Realitas itu, sekali lagi, bisa menjadi daya dorong lahirnya pemikiran radikal yang menyusup ke dalam otak kaum intelektual. Apalagi, budaya diskusi, tukar-pikiran, dakwah kampus, bedah buku, debat terbuka, dan acara-acara ilmiah lain, bisa juga menjadi media penyebaran faham ideologi teroris. Kebebasan berpikir dan bertindak bagi kaum intelektual, lalu didukung oleh emosi remaja yang masih meletup-letup dan tingginya tingkat idealisme diri yang didukung angin segar dari dalil-dalil agama yang menjadi justifikasi kebenaran sikap dan keyakinan mereka, ini semua kian memperkokoh akar ideologi. 

Jika melihat lebih jauh, umumnya, anak-anak muda yang berhasil direkrut ke dalam jaringan terorisme di Indonesia, sesungguhnya kebanyakan mereka berasal dari pemuda yang pendalamannya tentang agama masih tergolong kosong. Biasanya, mereka masih dalam tahap ingin mengenal Islam. Di saat mereka bertemu dengan orang-orang yang tampaknya bersih, punya ghirah yang tinggi, semangat dakwah dan jihad yang dinilainya imbang, maka kulit-kulit terorisme itu langsung mengagumkan para pencari tuhan yang masih gadungan itu. Yang lebih mengherankan lagi, anak-anak muda itu siap menjadi "pengantin", rela bunuh diri demi mulusnya agenda teoris yang telah diterjemah ke dalam term jihad. 

Akhir-akhir ini, pemerintah dan aparat keamanan, bisa dikatakan berhasil memerangi dan mengatasi aksi-aksi terorisme. Tapi, itu semua masih bersifat sementara selama ideologi terorisme tidak ikut ditumpas habis hingga ke akar-akarnya. Di sinilah, letak peran kaum intelektual muslim, para ulama dan semua mahasiswa dan santri. Semua harus berjihad bersama-sama memerangi ideologi terorisme dan mencegahkan perangkat-perangkat, pemikiran dan aksi terorisme. 
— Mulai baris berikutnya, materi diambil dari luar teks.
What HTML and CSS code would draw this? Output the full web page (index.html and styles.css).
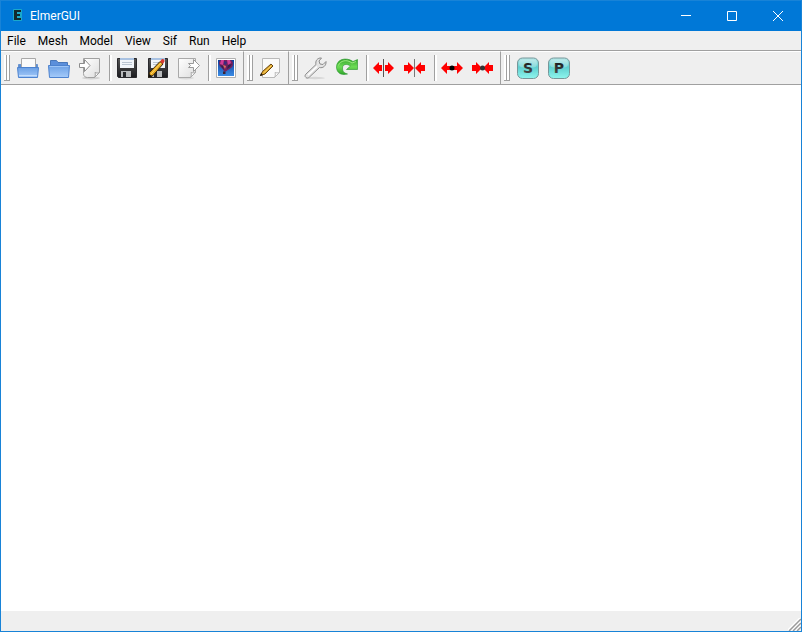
FILE: index.html
```html
<!DOCTYPE html>
<html lang="en">
<head>
<meta charset="utf-8">
<title>ElmerGUI</title>
<link rel="stylesheet" href="styles.css">
</head>
<body>
<svg class="defs" aria-hidden="true">
  <defs>
    <linearGradient id="blue" x1="0" y1="0" x2="0" y2="1"><stop offset="0" stop-color="#6a9fe4"/><stop offset="1" stop-color="#a5cbfa"/></linearGradient>
    <linearGradient id="paper" x1="0" y1="0" x2="1" y2="1"><stop offset="0" stop-color="#fff"/><stop offset="1" stop-color="#dedede"/></linearGradient>
    <linearGradient id="dark" x1="0" y1="0" x2="0" y2="1"><stop offset="0" stop-color="#555"/><stop offset="1" stop-color="#1c1c20"/></linearGradient>
    <linearGradient id="sky" x1="0" y1="0" x2="0" y2="1"><stop offset="0" stop-color="#0b3f9c"/><stop offset="1" stop-color="#3a8be4"/></linearGradient>
    <linearGradient id="green" x1="0" y1="0" x2="0" y2="1"><stop offset="0" stop-color="#35a52c"/><stop offset=".5" stop-color="#6ddc55"/><stop offset="1" stop-color="#2fa52a"/></linearGradient>
    <linearGradient id="aqua" x1="0" y1="0" x2="0" y2="1"><stop offset="0" stop-color="#b5e6e6"/><stop offset=".45" stop-color="#5fcfd0"/><stop offset="1" stop-color="#8ff6ee"/></linearGradient>
    <linearGradient id="ink" x1="0" y1="0" x2="0" y2="1"><stop offset="0" stop-color="#111"/><stop offset="1" stop-color="#555"/></linearGradient>
    <g id="floppy">
      <path d="M2.500 2.500h19v19h-18l-1-1z" fill="url(#dark)" stroke="#29292d"/>
      <path d="M5 2h14v10H5z" fill="#f1f5fa"/>
      <path d="M5 2h14v2H5z" fill="#a9c2e2"/>
      <path d="M7 6.500h10M7 8.500h10" stroke="#bac5d2"/>
      <path d="M6 15h10v6H6z" fill="#b9bbbd"/>
      <path d="M8 16h3v5H8z" fill="#27282c"/>
    </g>
    <path id="arrow-left" d="M0 6 6 0v3h4v6H6v3z" fill="#f00"/>
    <path id="arrow-right" d="M10 6 4 0v3H0v6h4v3z" fill="#f00"/>
    <path id="edge-left" d="M0 6 6 0v4h4v4H6v4z" fill="#f00"/>
    <path id="edge-right" d="M10 6 4 0v4H0v4h4v4z" fill="#f00"/>
  </defs>
</svg>
<div class="window">
  <header class="titlebar">
    <svg class="app-icon" viewBox="0 0 16 16" aria-hidden="true"><rect x="4" y="1" width="9" height="12" rx="1" fill="#1aa9cc"/><path d="M5 2h7v2H8v2h3v2H8v2h4v2H5z" fill="#12282f"/></svg>
    <h1 class="title">ElmerGUI</h1>
    <div class="controls">
      <button class="control" aria-label="Minimize"><svg viewBox="0 0 10 10"><path d="M0 4.500h10"/></svg></button>
      <button class="control" aria-label="Maximize"><svg viewBox="0 0 10 10"><path d="M.5.5h9v9h-9z"/></svg></button>
      <button class="control" aria-label="Close"><svg viewBox="0 0 10 10"><path d="m0 0 10 10M10 0 0 10"/></svg></button>
    </div>
  </header>
  <nav class="menubar">
    <button class="menu">File</button>
    <button class="menu">Mesh</button>
    <button class="menu">Model</button>
    <button class="menu">View</button>
    <button class="menu">Sif</button>
    <button class="menu">Run</button>
    <button class="menu">Help</button>
  </nav>
  <div class="toolbars">
    <div class="toolbar" role="toolbar" aria-label="File">
      <span class="grip"></span>
      <button class="tool" aria-label="Open"><svg viewBox="0 0 24 24">
        <path d="M2.500 12V8.500h19V12z" fill="#5b8ed4" stroke="#6a93cc"/>
        <path d="M5.500 2.500h14v11h-14z" fill="#fafafa" stroke="#a8a8a8"/>
        <path d="M1.500 11.500h21l-1 10h-19z" fill="url(#blue)" stroke="#4c82cf"/>
        <path d="M3 19.500h18" stroke="#c3ddfc"/>
      </svg></button>
      <button class="tool" aria-label="Load project"><svg viewBox="0 0 24 24">
        <path d="M3.500 12V4.500h6l1.500 2h9.500V12z" fill="#5b8fdb" stroke="#4877b9"/>
        <path d="M1.500 9.500h21l-1 12h-19z" fill="url(#blue)" stroke="#4c82cf"/>
        <path d="M2.500 10.500h19" stroke="#9cc4f6"/>
      </svg></button>
      <button class="tool" aria-label="Import mesh"><svg viewBox="0 0 24 24">
        <ellipse cx="13" cy="22" rx="9" ry="1.500" fill="#d2d2d2"/>
        <path d="M5.500 2.500h16v14l-5 5h-7c-2 0-4-1-4-4z" fill="url(#paper)" stroke="#a0a0a0"/>
        <path d="M21.500 16.500c-2 1-3 .5-4.500 0 .5 2 .5 3-.5 5z" fill="#fff" stroke="#a0a0a0"/>
        <path d="M1.500 7.500h5v-4l5.500 6-5.500 6v-4h-5z" fill="#fff" stroke="#8d8d8d"/>
      </svg></button>
      <span class="separator"></span>
      <button class="tool" aria-label="Save"><svg viewBox="0 0 24 24"><use href="#floppy"/></svg></button>
      <button class="tool" aria-label="Save as"><svg viewBox="0 0 24 24"><use href="#floppy"/>
        <path d="m2.500 21.500 1-5L14 5.500l3 2.500L7 19.500z" fill="#e8aa22" stroke="#35240c"/>
        <path d="M5 18 15 7" stroke="#ffda6b"/>
        <path d="m14 5.500 2-2.500c1.500-.5 3 1 2.500 2.500L17 8z" fill="#d83c32"/>
        <path d="m2 22 1-4 3 2z" fill="#111"/>
      </svg></button>
      <button class="tool" aria-label="Export mesh"><svg viewBox="0 0 24 24">
        <ellipse cx="9" cy="22" rx="8" ry="1.500" fill="#dadada"/>
        <path d="M1.500 2.500h17v14l-5 5h-12z" fill="url(#paper)" stroke="#a9a9a9"/>
        <path d="M18.500 16.500c-2 .5-3 .5-4.500 0 .5 2 .5 3-.5 5z" fill="#fff" stroke="#aaa"/>
        <path d="M11.500 7.500h5v-4l6 6-6 6v-4h-5l2-2z" fill="#fff" stroke="#9a9a9a"/>
      </svg></button>
      <span class="separator"></span>
      <button class="tool" aria-label="Save picture"><svg viewBox="0 0 24 24">
        <path d="M2.500 2.500h19v19h-19z" fill="#fff" stroke="#b0b0b0"/>
        <path d="M4 4h16v16H4z" fill="url(#sky)"/>
        <path d="M5 7c0-2 1-3 3-3h8c2 0 3 2 3 4 0 4-4 5-7 7.500h-2C9 12 5 11 5 7z" fill="#74205f"/>
        <path d="M7 4h3l-1 5-3-1zM13 4h3l1 3-3 2z" fill="#d23c96"/>
        <path d="m10 5 3 1-1 3-2-1z" fill="#3a2b7c"/>
        <path d="m6 9 3 1 1 4zM14 9l4-1-2 3-3 2z" fill="#35204e"/>
        <path d="m9 9 3 1-1 3z" fill="#d9725c"/>
        <path d="M9 15.500h2.500V18H9z" fill="#3e2332"/>
      </svg></button>
    </div>
    <div class="toolbar" role="toolbar" aria-label="Edit">
      <span class="grip"></span>
      <button class="tool" aria-label="Edit sif"><svg viewBox="0 0 24 24">
        <path d="M3.500 2.500h17v14l-5 5h-12z" fill="#fafafa" stroke="#b9b9b9"/>
        <path d="M20.500 16.500c-2 .5-3 .5-4.500 0 .5 2 .5 3-.5 5z" fill="#fff" stroke="#b9b9b9"/>
        <path d="m1.500 19.500 2-4 8.500-7.500 2 2-8 8z" fill="#dda52c" stroke="#67450f"/>
        <path d="m4.500 17 8-7.500" stroke="#ffd66b"/>
        <path d="m1 20 1-3 2 2z" fill="#241a0e"/>
      </svg></button>
    </div>
    <div class="toolbar" role="toolbar" aria-label="Mesh">
      <span class="grip"></span>
      <button class="tool" aria-label="Configure"><svg viewBox="0 0 24 24">
        <ellipse cx="11" cy="22" rx="10" ry="1.200" fill="#d7d7d7"/>
        <path d="M2 21.500c-1.500-1-1-2.500 0-3.500l10-9.500C11 5 13.500 1.500 17.500 2l-2.500 3 1 3 3 .5 3-3c.5 4-3 7-6.500 6L5.500 21c-1 1-2.500 1.500-3.500.5z" fill="#e4e4e4" stroke="#8c8c8c"/>
        <path d="m4 19 9-8.500" stroke="#fff" stroke-width="1.500"/>
      </svg></button>
      <button class="tool" aria-label="Remesh"><svg viewBox="0 0 24 24">
        <path d="M9 18.500C4 18.500 1.500 15 1.500 11 1.500 3.500 10.500.5 18 5.500l4.500-2v10h-11l4-3.500C12 7.500 7.500 8 7.500 12c0 3 1 5 5 6z" fill="url(#green)" stroke="#24942a" stroke-opacity=".6"/>
        <path d="M3.500 9.500C5 4.500 12 3 17 7l4-1.500" fill="none" stroke="#9beb80"/>
      </svg></button>
      <span class="separator"></span>
      <button class="tool" aria-label="Divide surface"><svg viewBox="0 0 24 24"><use href="#arrow-left" x="1" y="6"/><use href="#arrow-right" x="12" y="6"/><path d="M10 6h3v12h-3z" fill="#efefef"/><path d="M11.500 3v18" stroke="#555"/></svg></button>
      <button class="tool" aria-label="Unify surface"><svg viewBox="0 0 24 24"><use href="#arrow-right" x="1" y="6"/><use href="#arrow-left" x="12" y="6"/><path d="M11.500 3v18" stroke="#777"/></svg></button>
      <span class="separator"></span>
      <button class="tool" aria-label="Divide edge"><svg viewBox="0 0 24 24"><use href="#edge-left" x="1" y="6"/><use href="#edge-right" x="13" y="6"/><path d="M10 11h4v2h-4z" fill="#400"/><circle cx="12" cy="12" r="2.500"/></svg></button>
      <button class="tool" aria-label="Unify edge"><svg viewBox="0 0 24 24"><use href="#arrow-right" x="1" y="6"/><use href="#arrow-left" x="12" y="6"/><circle cx="11.500" cy="12" r="2.500" fill="#333"/></svg></button>
    </div>
    <div class="toolbar toolbar-last" role="toolbar" aria-label="Solver">
      <span class="grip"></span>
      <button class="tool" aria-label="Start solver"><svg viewBox="0 0 24 24">
        <rect x="1.500" y="2" width="21" height="20.500" rx="5" fill="url(#aqua)" stroke="#76979a"/>
        <rect x="3" y="3.500" width="18" height="8" rx="4" fill="#fff" opacity=".25"/>
        <text class="letter" x="12" y="17">S</text>
      </svg></button>
      <button class="tool" aria-label="Start postprocessor"><svg viewBox="0 0 24 24">
        <rect x="1.500" y="2" width="21" height="20.500" rx="5" fill="url(#aqua)" stroke="#76979a"/>
        <rect x="3" y="3.500" width="18" height="8" rx="4" fill="#fff" opacity=".25"/>
        <text class="letter" x="12" y="17">P</text>
      </svg></button>
    </div>
  </div>
  <main class="viewport"></main>
  <footer class="statusbar">
    <svg class="size-grip" viewBox="0 0 13 13" aria-hidden="true"><path d="M0 13 13 0M4 13l9-9M8 13l5-5" stroke="#fff" stroke-width="3"/><path d="M1 13 13 1M5 13l8-8M9 13l4-4" stroke="#9b9b9b" stroke-width="1.500"/></svg>
  </footer>
</div>
</body>
</html>
```
FILE: styles.css
```css
* {
  box-sizing: border-box;
}

body {
  margin: 0;
  font: 12px/16px Roboto, "Open Sans", sans-serif;
  color: #000;
}

button {
  margin: 0;
  padding: 0;
  border: 0;
  background: none;
  font: inherit;
  color: inherit;
}

svg {
  display: block;
}

.defs {
  position: absolute;
  width: 0;
  height: 0;
}

.window {
  display: flex;
  flex-direction: column;
  min-height: 100vh;
  border: 1px solid #1883d7;
  background: #efefef;
}

.titlebar {
  display: flex;
  align-items: center;
  height: 30px;
  padding-left: 8px;
  background: #0078d7;
  color: #fff;
}

.app-icon {
  width: 16px;
  height: 16px;
}

.title {
  flex: 1;
  margin: 0;
  padding-left: 5px;
  font-size: 12px;
  font-weight: 400;
}

.controls {
  display: flex;
}

.control {
  display: grid;
  place-items: center;
  width: 46px;
  height: 28px;
}

.control svg {
  width: 10px;
  height: 10px;
  fill: none;
  stroke: #fff;
}

.menubar {
  display: flex;
  height: 19px;
}

.menu {
  padding: 0 6px;
}

.toolbars {
  display: flex;
  height: 35px;
  border-top: 1px solid #a0a0a0;
  border-bottom: 1px solid #a0a0a0;
}

.toolbar {
  display: flex;
  align-items: center;
  padding: 0 2px 0 3px;
  border-top: 1px solid #fff;
  border-right: 1px solid #a0a0a0;
}

.toolbar-last {
  flex: 1;
  border-right: 0;
}

.grip {
  display: flex;
  width: 6px;
  height: 26px;
  margin-right: 2px;
}

.grip::before,
.grip::after {
  content: "";
  width: 3px;
  border: solid #a0a0a0;
  border-width: 0 1px 1px 0;
  background: #fff;
}

.separator {
  width: 6px;
  height: 26px;
  padding-left: 4px;
}

.separator::before {
  content: "";
  display: block;
  width: 2px;
  height: 26px;
  border-left: 1px solid #a0a0a0;
  background: #fff;
}

.tool {
  width: 31px;
  height: 30px;
  padding: 0 3px 0 4px;
}

.tool svg {
  width: 24px;
  height: 24px;
}

.letter {
  font: bold 14px "DejaVu Sans", sans-serif;
  text-anchor: middle;
  fill: url(#ink);
}

.viewport {
  flex: 1;
  background: #fff;
}

.statusbar {
  display: flex;
  align-items: flex-end;
  justify-content: flex-end;
  height: 20px;
}

.size-grip {
  width: 13px;
  height: 13px;
}
```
Ideologi memang tak pernah mati. Tapi, ia bisa ditekan hingga ide-ide itu tidak tampil dalam realita. Perang terhadap pemikiran terorisme, ide-ide jihad, penampilan radikal dan aksi-aksi anarkis yang mengatasnamakan agama dan ras, harus segera ditabuh. Perguruan Tinggi Islam, sebagai lembaga pendidikan formal tertinggi di negeri ini, harus segera proaktif mengatasi tumbuh suburnya faham Islam radikal. Semua orang, utamanya kaum intelektual harus segera menampilkan Islam berwajah damai yang melihat sisi-sisi humanis sebagai model sebuah pergerakan. Islam -sebagai sebuah ideologi- harus membumi dan mengakar pada budaya agar pemeluknya selalu bijaksana. Jika tidak, apalagi Islam itu hasil impor dari pemikiran dan pergerakan yang sarat dengan kekerasan dan sikap nekat, maka ia akan berubah menjadi kekuatan berbahaya bagi manusia dan bangsa.